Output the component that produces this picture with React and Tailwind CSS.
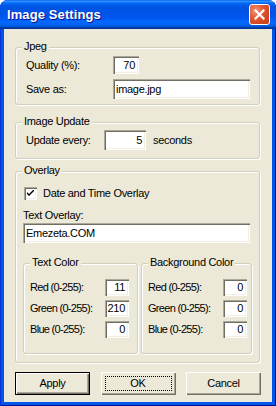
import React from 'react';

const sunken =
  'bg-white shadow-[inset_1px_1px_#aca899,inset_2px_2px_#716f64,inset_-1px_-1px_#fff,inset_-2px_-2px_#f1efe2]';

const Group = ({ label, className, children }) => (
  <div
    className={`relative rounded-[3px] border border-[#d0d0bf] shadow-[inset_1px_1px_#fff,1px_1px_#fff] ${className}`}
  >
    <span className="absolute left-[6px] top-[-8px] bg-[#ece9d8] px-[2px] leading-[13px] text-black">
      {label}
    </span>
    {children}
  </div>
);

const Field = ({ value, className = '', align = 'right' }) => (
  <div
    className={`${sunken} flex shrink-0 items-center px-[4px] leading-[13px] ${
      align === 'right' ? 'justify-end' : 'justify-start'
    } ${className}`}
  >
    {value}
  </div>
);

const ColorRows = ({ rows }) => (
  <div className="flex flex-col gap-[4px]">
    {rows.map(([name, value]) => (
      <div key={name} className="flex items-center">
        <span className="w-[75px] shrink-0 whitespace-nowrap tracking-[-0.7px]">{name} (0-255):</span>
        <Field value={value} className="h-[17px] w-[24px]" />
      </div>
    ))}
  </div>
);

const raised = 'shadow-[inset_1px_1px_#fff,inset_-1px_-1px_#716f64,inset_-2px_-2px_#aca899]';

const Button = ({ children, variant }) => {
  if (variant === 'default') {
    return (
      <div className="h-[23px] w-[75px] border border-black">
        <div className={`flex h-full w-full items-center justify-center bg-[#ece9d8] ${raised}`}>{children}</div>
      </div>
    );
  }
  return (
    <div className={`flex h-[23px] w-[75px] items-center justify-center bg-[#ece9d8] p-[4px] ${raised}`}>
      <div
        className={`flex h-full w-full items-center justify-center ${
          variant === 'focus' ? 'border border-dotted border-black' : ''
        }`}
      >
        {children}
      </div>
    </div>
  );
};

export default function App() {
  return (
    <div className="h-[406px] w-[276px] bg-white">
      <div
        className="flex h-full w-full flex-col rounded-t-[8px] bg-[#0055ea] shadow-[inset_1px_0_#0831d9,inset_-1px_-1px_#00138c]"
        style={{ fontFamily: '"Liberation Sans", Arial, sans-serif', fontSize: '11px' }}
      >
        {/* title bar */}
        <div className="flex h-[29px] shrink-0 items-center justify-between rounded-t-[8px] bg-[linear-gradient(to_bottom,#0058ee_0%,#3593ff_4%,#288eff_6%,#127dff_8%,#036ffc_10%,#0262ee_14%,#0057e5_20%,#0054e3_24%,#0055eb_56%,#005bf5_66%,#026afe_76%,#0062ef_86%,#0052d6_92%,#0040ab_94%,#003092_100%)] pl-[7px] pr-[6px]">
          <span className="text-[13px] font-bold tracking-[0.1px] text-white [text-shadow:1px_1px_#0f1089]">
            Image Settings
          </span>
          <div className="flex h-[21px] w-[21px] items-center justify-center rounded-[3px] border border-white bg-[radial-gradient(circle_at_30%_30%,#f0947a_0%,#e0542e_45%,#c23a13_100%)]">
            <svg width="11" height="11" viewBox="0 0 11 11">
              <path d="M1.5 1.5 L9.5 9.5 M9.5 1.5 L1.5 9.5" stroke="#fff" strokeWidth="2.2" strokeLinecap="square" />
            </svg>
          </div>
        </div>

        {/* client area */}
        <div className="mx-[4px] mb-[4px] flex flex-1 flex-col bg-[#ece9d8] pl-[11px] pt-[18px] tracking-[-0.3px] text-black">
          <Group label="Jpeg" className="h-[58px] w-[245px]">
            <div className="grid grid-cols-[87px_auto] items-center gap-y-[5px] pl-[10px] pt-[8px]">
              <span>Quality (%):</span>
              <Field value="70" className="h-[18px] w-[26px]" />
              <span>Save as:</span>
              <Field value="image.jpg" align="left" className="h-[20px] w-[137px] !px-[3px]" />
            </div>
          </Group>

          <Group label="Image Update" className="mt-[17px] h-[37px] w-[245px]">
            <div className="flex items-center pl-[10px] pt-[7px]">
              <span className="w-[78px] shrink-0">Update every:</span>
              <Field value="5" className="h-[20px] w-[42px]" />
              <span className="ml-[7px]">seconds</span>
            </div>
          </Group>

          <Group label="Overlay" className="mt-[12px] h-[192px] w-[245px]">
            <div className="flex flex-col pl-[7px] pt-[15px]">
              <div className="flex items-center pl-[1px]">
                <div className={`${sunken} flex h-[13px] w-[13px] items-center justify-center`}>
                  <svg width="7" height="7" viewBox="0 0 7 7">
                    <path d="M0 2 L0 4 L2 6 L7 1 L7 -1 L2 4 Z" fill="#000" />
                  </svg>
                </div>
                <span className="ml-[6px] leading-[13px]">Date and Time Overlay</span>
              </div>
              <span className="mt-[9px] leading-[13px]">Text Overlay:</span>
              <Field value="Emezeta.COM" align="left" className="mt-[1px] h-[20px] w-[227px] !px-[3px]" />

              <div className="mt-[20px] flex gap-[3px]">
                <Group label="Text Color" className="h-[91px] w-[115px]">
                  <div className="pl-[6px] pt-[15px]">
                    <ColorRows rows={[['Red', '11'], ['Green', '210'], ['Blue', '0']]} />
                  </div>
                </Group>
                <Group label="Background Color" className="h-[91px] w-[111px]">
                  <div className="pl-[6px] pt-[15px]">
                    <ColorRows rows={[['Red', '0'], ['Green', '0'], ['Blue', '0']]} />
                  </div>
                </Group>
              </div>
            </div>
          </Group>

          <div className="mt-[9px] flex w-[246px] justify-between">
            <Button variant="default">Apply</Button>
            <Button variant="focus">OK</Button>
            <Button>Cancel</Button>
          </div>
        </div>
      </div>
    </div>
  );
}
+ + + + + + +
■ **EXERCISE**
Transcribe the full listing character for character. Pictures are excluded.

■ **TASK RESPONSE**
Output the component that produces this picture with React and Tailwind CSS.
import React from 'react';

const sunken =
  'bg-white shadow-[inset_1px_1px_#aca899,inset_2px_2px_#716f64,inset_-1px_-1px_#fff,inset_-2px_-2px_#f1efe2]';

const Group = ({ label, className, children }) => (
  <div
    className={`relative rounded-[3px] border border-[#d0d0bf] shadow-[inset_1px_1px_#fff,1px_1px_#fff] ${className}`}
  >
    <span className="absolute left-[6px] top-[-8px] bg-[#ece9d8] px-[2px] leading-[13px] text-black">
      {label}
    </span>
    {children}
  </div>
);

const Field = ({ value, className = '', align = 'right' }) => (
  <div
    className={`${sunken} flex shrink-0 items-center px-[4px] leading-[13px] ${
      align === 'right' ? 'justify-end' : 'justify-start'
    } ${className}`}
  >
    {value}
  </div>
);

const ColorRows = ({ rows }) => (
  <div className="flex flex-col gap-[4px]">
    {rows.map(([name, value]) => (
      <div key={name} className="flex items-center">
        <span className="w-[75px] shrink-0 whitespace-nowrap tracking-[-0.7px]">{name} (0-255):</span>
        <Field value={value} className="h-[17px] w-[24px]" />
      </div>
    ))}
  </div>
);

const raised = 'shadow-[inset_1px_1px_#fff,inset_-1px_-1px_#716f64,inset_-2px_-2px_#aca899]';

const Button = ({ children, variant }) => {
  if (variant === 'default') {
    return (
      <div className="h-[23px] w-[75px] border border-black">
        <div className={`flex h-full w-full items-center justify-center bg-[#ece9d8] ${raised}`}>{children}</div>
      </div>
    );
  }
  return (
    <div className={`flex h-[23px] w-[75px] items-center justify-center bg-[#ece9d8] p-[4px] ${raised}`}>
      <div
        className={`flex h-full w-full items-center justify-center ${
          variant === 'focus' ? 'border border-dotted border-black' : ''
        }`}
      >
        {children}
      </div>
    </div>
  );
};

export default function App() {
  return (
    <div className="h-[406px] w-[276px] bg-white">
      <div
        className="flex h-full w-full flex-col rounded-t-[8px] bg-[#0055ea] shadow-[inset_1px_0_#0831d9,inset_-1px_-1px_#00138c]"
        style={{ fontFamily: '"Liberation Sans", Arial, sans-serif', fontSize: '11px' }}
      >
        {/* title bar */}
        <div className="flex h-[29px] shrink-0 items-center justify-between rounded-t-[8px] bg-[linear-gradient(to_bottom,#0058ee_0%,#3593ff_4%,#288eff_6%,#127dff_8%,#036ffc_10%,#0262ee_14%,#0057e5_20%,#0054e3_24%,#0055eb_56%,#005bf5_66%,#026afe_76%,#0062ef_86%,#0052d6_92%,#0040ab_94%,#003092_100%)] pl-[7px] pr-[6px]">
          <span className="text-[13px] font-bold tracking-[0.1px] text-white [text-shadow:1px_1px_#0f1089]">
            Image Settings
          </span>
          <div className="flex h-[21px] w-[21px] items-center justify-center rounded-[3px] border border-white bg-[radial-gradient(circle_at_30%_30%,#f0947a_0%,#e0542e_45%,#c23a13_100%)]">
            <svg width="11" height="11" viewBox="0 0 11 11">
              <path d="M1.5 1.5 L9.5 9.5 M9.5 1.5 L1.5 9.5" stroke="#fff" strokeWidth="2.2" strokeLinecap="square" />
            </svg>
          </div>
        </div>

        {/* client area */}
        <div className="mx-[4px] mb-[4px] flex flex-1 flex-col bg-[#ece9d8] pl-[11px] pt-[18px] tracking-[-0.3px] text-black">
          <Group label="Jpeg" className="h-[58px] w-[245px]">
            <div className="grid grid-cols-[87px_auto] items-center gap-y-[5px] pl-[10px] pt-[8px]">
              <span>Quality (%):</span>
              <Field value="70" className="h-[18px] w-[26px]" />
              <span>Save as:</span>
              <Field value="image.jpg" align="left" className="h-[20px] w-[137px] !px-[3px]" />
            </div>
          </Group>

          <Group label="Image Update" className="mt-[17px] h-[37px] w-[245px]">
            <div className="flex items-center pl-[10px] pt-[7px]">
              <span className="w-[78px] shrink-0">Update every:</span>
              <Field value="5" className="h-[20px] w-[42px]" />
              <span className="ml-[7px]">seconds</span>
            </div>
          </Group>

          <Group label="Overlay" className="mt-[12px] h-[192px] w-[245px]">
            <div className="flex flex-col pl-[7px] pt-[15px]">
              <div className="flex items-center pl-[1px]">
                <div className={`${sunken} flex h-[13px] w-[13px] items-center justify-center`}>
                  <svg width="7" height="7" viewBox="0 0 7 7">
                    <path d="M0 2 L0 4 L2 6 L7 1 L7 -1 L2 4 Z" fill="#000" />
                  </svg>
                </div>
                <span className="ml-[6px] leading-[13px]">Date and Time Overlay</span>
              </div>
              <span className="mt-[9px] leading-[13px]">Text Overlay:</span>
              <Field value="Emezeta.COM" align="left" className="mt-[1px] h-[20px] w-[227px] !px-[3px]" />

              <div className="mt-[20px] flex gap-[3px]">
                <Group label="Text Color" className="h-[91px] w-[115px]">
                  <div className="pl-[6px] pt-[15px]">
                    <ColorRows rows={[['Red', '11'], ['Green', '210'], ['Blue', '0']]} />
                  </div>
                </Group>
                <Group label="Background Color" className="h-[91px] w-[111px]">
                  <div className="pl-[6px] pt-[15px]">
                    <ColorRows rows={[['Red', '0'], ['Green', '0'], ['Blue', '0']]} />
                  </div>
                </Group>
              </div>
            </div>
          </Group>

          <div className="mt-[9px] flex w-[246px] justify-between">
            <Button variant="default">Apply</Button>
            <Button variant="focus">OK</Button>
            <Button>Cancel</Button>
          </div>
        </div>
      </div>
    </div>
  );
}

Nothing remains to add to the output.